Data for the task start

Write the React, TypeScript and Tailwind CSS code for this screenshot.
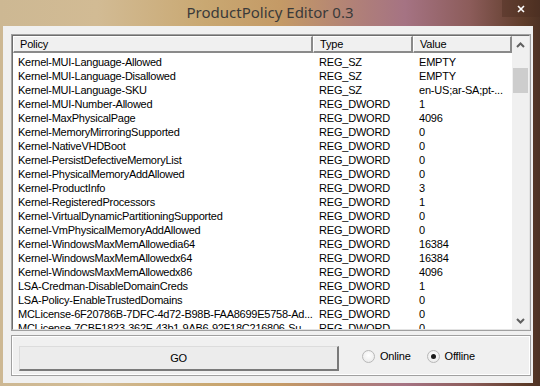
const rows: [string, string, string][] = [
  ["Kernel-MUI-Language-Allowed", "REG_SZ", "EMPTY"],
  ["Kernel-MUI-Language-Disallowed", "REG_SZ", "EMPTY"],
  ["Kernel-MUI-Language-SKU", "REG_SZ", "en-US;ar-SA;pt-..."],
  ["Kernel-MUI-Number-Allowed", "REG_DWORD", "1"],
  ["Kernel-MaxPhysicalPage", "REG_DWORD", "4096"],
  ["Kernel-MemoryMirroringSupported", "REG_DWORD", "0"],
  ["Kernel-NativeVHDBoot", "REG_DWORD", "0"],
  ["Kernel-PersistDefectiveMemoryList", "REG_DWORD", "0"],
  ["Kernel-PhysicalMemoryAddAllowed", "REG_DWORD", "0"],
  ["Kernel-ProductInfo", "REG_DWORD", "3"],
  ["Kernel-RegisteredProcessors", "REG_DWORD", "1"],
  ["Kernel-VirtualDynamicPartitioningSupported", "REG_DWORD", "0"],
  ["Kernel-VmPhysicalMemoryAddAllowed", "REG_DWORD", "0"],
  ["Kernel-WindowsMaxMemAllowedia64", "REG_DWORD", "16384"],
  ["Kernel-WindowsMaxMemAllowedx64", "REG_DWORD", "16384"],
  ["Kernel-WindowsMaxMemAllowedx86", "REG_DWORD", "4096"],
  ["LSA-Credman-DisableDomainCreds", "REG_DWORD", "1"],
  ["LSA-Policy-EnableTrustedDomains", "REG_DWORD", "0"],
  ["MCLicense-6F20786B-7DFC-4d72-B98B-FAA8699E5758-Ad...", "REG_DWORD", "0"],
  ["MCLicense-7CBF1823-362F-43b1-9AB6-92F18C216806-Su...", "REG_DWORD", "0"],
];

function HeaderCell({ label, className }: { label: string; className: string }) {
  return (
    <div className={`${className} h-full flex items-center pl-[6px] border-t border-l border-white border-r-2 border-b-2 border-r-[#8a8a8a] border-b-[#8a8a8a] bg-[#f0f0f0]`}>
      {label}
    </div>
  );
}

function Radio({ label, checked }: { label: string; checked?: boolean }) {
  return (
    <div className="flex items-center gap-[5px]">
      <div className="w-[13px] h-[13px] rounded-full border border-[#b8b8b8] bg-[radial-gradient(circle_at_50%_40%,#ffffff,#e6e6e6)] flex items-center justify-center">
        {checked && <div className="w-[5px] h-[5px] rounded-full bg-[#1a1a1a]" />}
      </div>
      <span>{label}</span>
    </div>
  );
}

export default function App() {
  return (
    <div className="w-[540px] h-[386px] overflow-hidden flex flex-col bg-[linear-gradient(90deg,#cdb893_0%,#d2bb94_18%,#c9a872_38%,#c49a66_52%,#b08078_66%,#a57383_75%,#8c5c5a_87%,#5e3c2a_97%,#4e3224_100%)] font-['Liberation_Sans',Arial,sans-serif] text-[11px] tracking-[-0.2px] text-black">
      {/* title bar */}
      <div className="relative h-[26px] flex items-center justify-center">
        <span className="font-['Noto_Sans',sans-serif] text-[15px] tracking-normal text-[#3a3a3a] pb-[2px]">ProductPolicy Editor 0.3</span>
        <div className="absolute right-0 top-0 w-[38px] h-[17px] bg-[#4a2c20]/40 flex items-center justify-center">
          <svg width="8" height="8" viewBox="0 0 8 8">
            <path d="M1 1L7 7M7 1L1 7" stroke="#fff" strokeWidth="1.6" />
          </svg>
        </div>
      </div>

      {/* client area */}
      <div className="ml-[3px] w-[530px] h-[357px] bg-[#f0f0f0] pl-[8px] pr-[2px] pt-[8px] pb-[7px] flex flex-col gap-[4px]">
        {/* list view */}
        <div className="h-[297px] border border-[#a0a0a0]">
          <div className="h-full border-t border-l border-[#6e6e6e] border-b border-r border-b-[#e3e3e3] border-r-[#e3e3e3] bg-white flex">
            <div className="w-[499px] flex flex-col overflow-hidden">
              <div className="h-[17px] flex shrink-0">
                <HeaderCell label="Policy" className="w-[300px]" />
                <HeaderCell label="Type" className="w-[100px]" />
                <HeaderCell label="Value" className="flex-1" />
              </div>
              <div className="pt-[2px] overflow-hidden">
                {rows.map(([p, t, v]) => (
                  <div key={p} className="h-[14px] flex items-center whitespace-nowrap leading-[14px]">
                    <div className="w-[300px] shrink-0 pl-[5px] tracking-[-0.25px]">{p}</div>
                    <div className="w-[100px] shrink-0 pl-[6px]">{t}</div>
                    <div className="flex-1 pl-[6px] overflow-hidden">{v}</div>
                  </div>
                ))}
              </div>
            </div>
            {/* scrollbar */}
            <div className="w-[17px] bg-[#f0f0f0] flex flex-col">
              <div className="h-[17px] flex items-center justify-center">
                <svg width="9" height="6" viewBox="0 0 9 6">
                  <path d="M1 5L4.5 1.5L8 5" fill="none" stroke="#606060" strokeWidth="2" />
                </svg>
              </div>
              <div className="flex-1 pt-[15px]">
                <div className="ml-[1px] w-[15px] h-[25px] bg-[#cdcdcd]" />
              </div>
              <div className="h-[17px] flex items-center justify-center">
                <svg width="9" height="6" viewBox="0 0 9 6">
                  <path d="M1 1L4.5 4.5L8 1" fill="none" stroke="#606060" strokeWidth="2" />
                </svg>
              </div>
            </div>
          </div>
        </div>

        {/* bottom panel */}
        <div className="h-[41px] border border-[#a0a0a0]">
          <div className="h-full border-t border-l border-white border-b border-r border-b-white border-r-white flex items-start pl-[6px] pt-[9px]">
            <div className="w-[320px] h-[25px] border-t border-l border-[#dcdcdc] border-b-2 border-r-2 border-b-[#7a7a7a] border-r-[#7a7a7a] bg-[#ececec] flex items-center justify-center">
              GO
            </div>
            <div className="ml-[23px] mt-[2px] flex items-center gap-[16px]">
              <Radio label="Online" />
              <Radio label="Offline" checked />
            </div>
          </div>
        </div>
      </div>
    </div>
  );
}
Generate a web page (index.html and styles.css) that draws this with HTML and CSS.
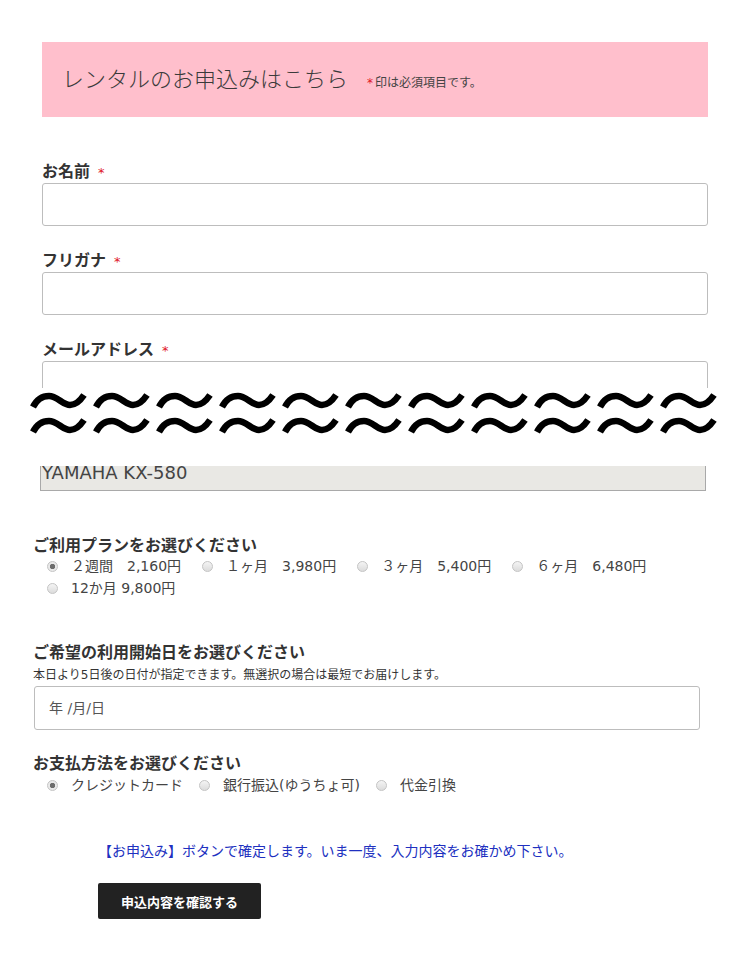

Data for the task end

Work to be completed: Retype the records exactly. Any image in them should not appear in what you write.

Result of the exercise:
Write the React, TypeScript and Tailwind CSS code for this screenshot.
const rows: [string, string, string][] = [
  ["Kernel-MUI-Language-Allowed", "REG_SZ", "EMPTY"],
  ["Kernel-MUI-Language-Disallowed", "REG_SZ", "EMPTY"],
  ["Kernel-MUI-Language-SKU", "REG_SZ", "en-US;ar-SA;pt-..."],
  ["Kernel-MUI-Number-Allowed", "REG_DWORD", "1"],
  ["Kernel-MaxPhysicalPage", "REG_DWORD", "4096"],
  ["Kernel-MemoryMirroringSupported", "REG_DWORD", "0"],
  ["Kernel-NativeVHDBoot", "REG_DWORD", "0"],
  ["Kernel-PersistDefectiveMemoryList", "REG_DWORD", "0"],
  ["Kernel-PhysicalMemoryAddAllowed", "REG_DWORD", "0"],
  ["Kernel-ProductInfo", "REG_DWORD", "3"],
  ["Kernel-RegisteredProcessors", "REG_DWORD", "1"],
  ["Kernel-VirtualDynamicPartitioningSupported", "REG_DWORD", "0"],
  ["Kernel-VmPhysicalMemoryAddAllowed", "REG_DWORD", "0"],
  ["Kernel-WindowsMaxMemAllowedia64", "REG_DWORD", "16384"],
  ["Kernel-WindowsMaxMemAllowedx64", "REG_DWORD", "16384"],
  ["Kernel-WindowsMaxMemAllowedx86", "REG_DWORD", "4096"],
  ["LSA-Credman-DisableDomainCreds", "REG_DWORD", "1"],
  ["LSA-Policy-EnableTrustedDomains", "REG_DWORD", "0"],
  ["MCLicense-6F20786B-7DFC-4d72-B98B-FAA8699E5758-Ad...", "REG_DWORD", "0"],
  ["MCLicense-7CBF1823-362F-43b1-9AB6-92F18C216806-Su...", "REG_DWORD", "0"],
];

function HeaderCell({ label, className }: { label: string; className: string }) {
  return (
    <div className={`${className} h-full flex items-center pl-[6px] border-t border-l border-white border-r-2 border-b-2 border-r-[#8a8a8a] border-b-[#8a8a8a] bg-[#f0f0f0]`}>
      {label}
    </div>
  );
}

function Radio({ label, checked }: { label: string; checked?: boolean }) {
  return (
    <div className="flex items-center gap-[5px]">
      <div className="w-[13px] h-[13px] rounded-full border border-[#b8b8b8] bg-[radial-gradient(circle_at_50%_40%,#ffffff,#e6e6e6)] flex items-center justify-center">
        {checked && <div className="w-[5px] h-[5px] rounded-full bg-[#1a1a1a]" />}
      </div>
      <span>{label}</span>
    </div>
  );
}

export default function App() {
  return (
    <div className="w-[540px] h-[386px] overflow-hidden flex flex-col bg-[linear-gradient(90deg,#cdb893_0%,#d2bb94_18%,#c9a872_38%,#c49a66_52%,#b08078_66%,#a57383_75%,#8c5c5a_87%,#5e3c2a_97%,#4e3224_100%)] font-['Liberation_Sans',Arial,sans-serif] text-[11px] tracking-[-0.2px] text-black">
      {/* title bar */}
      <div className="relative h-[26px] flex items-center justify-center">
        <span className="font-['Noto_Sans',sans-serif] text-[15px] tracking-normal text-[#3a3a3a] pb-[2px]">ProductPolicy Editor 0.3</span>
        <div className="absolute right-0 top-0 w-[38px] h-[17px] bg-[#4a2c20]/40 flex items-center justify-center">
          <svg width="8" height="8" viewBox="0 0 8 8">
            <path d="M1 1L7 7M7 1L1 7" stroke="#fff" strokeWidth="1.6" />
          </svg>
        </div>
      </div>

      {/* client area */}
      <div className="ml-[3px] w-[530px] h-[357px] bg-[#f0f0f0] pl-[8px] pr-[2px] pt-[8px] pb-[7px] flex flex-col gap-[4px]">
        {/* list view */}
        <div className="h-[297px] border border-[#a0a0a0]">
          <div className="h-full border-t border-l border-[#6e6e6e] border-b border-r border-b-[#e3e3e3] border-r-[#e3e3e3] bg-white flex">
            <div className="w-[499px] flex flex-col overflow-hidden">
              <div className="h-[17px] flex shrink-0">
                <HeaderCell label="Policy" className="w-[300px]" />
                <HeaderCell label="Type" className="w-[100px]" />
                <HeaderCell label="Value" className="flex-1" />
              </div>
              <div className="pt-[2px] overflow-hidden">
                {rows.map(([p, t, v]) => (
                  <div key={p} className="h-[14px] flex items-center whitespace-nowrap leading-[14px]">
                    <div className="w-[300px] shrink-0 pl-[5px] tracking-[-0.25px]">{p}</div>
                    <div className="w-[100px] shrink-0 pl-[6px]">{t}</div>
                    <div className="flex-1 pl-[6px] overflow-hidden">{v}</div>
                  </div>
                ))}
              </div>
            </div>
            {/* scrollbar */}
            <div className="w-[17px] bg-[#f0f0f0] flex flex-col">
              <div className="h-[17px] flex items-center justify-center">
                <svg width="9" height="6" viewBox="0 0 9 6">
                  <path d="M1 5L4.5 1.5L8 5" fill="none" stroke="#606060" strokeWidth="2" />
                </svg>
              </div>
              <div className="flex-1 pt-[15px]">
                <div className="ml-[1px] w-[15px] h-[25px] bg-[#cdcdcd]" />
              </div>
              <div className="h-[17px] flex items-center justify-center">
                <svg width="9" height="6" viewBox="0 0 9 6">
                  <path d="M1 1L4.5 4.5L8 1" fill="none" stroke="#606060" strokeWidth="2" />
                </svg>
              </div>
            </div>
          </div>
        </div>

        {/* bottom panel */}
        <div className="h-[41px] border border-[#a0a0a0]">
          <div className="h-full border-t border-l border-white border-b border-r border-b-white border-r-white flex items-start pl-[6px] pt-[9px]">
            <div className="w-[320px] h-[25px] border-t border-l border-[#dcdcdc] border-b-2 border-r-2 border-b-[#7a7a7a] border-r-[#7a7a7a] bg-[#ececec] flex items-center justify-center">
              GO
            </div>
            <div className="ml-[23px] mt-[2px] flex items-center gap-[16px]">
              <Radio label="Online" />
              <Radio label="Offline" checked />
            </div>
          </div>
        </div>
      </div>
    </div>
  );
}
Generate a web page (index.html and styles.css) that draws this with HTML and CSS.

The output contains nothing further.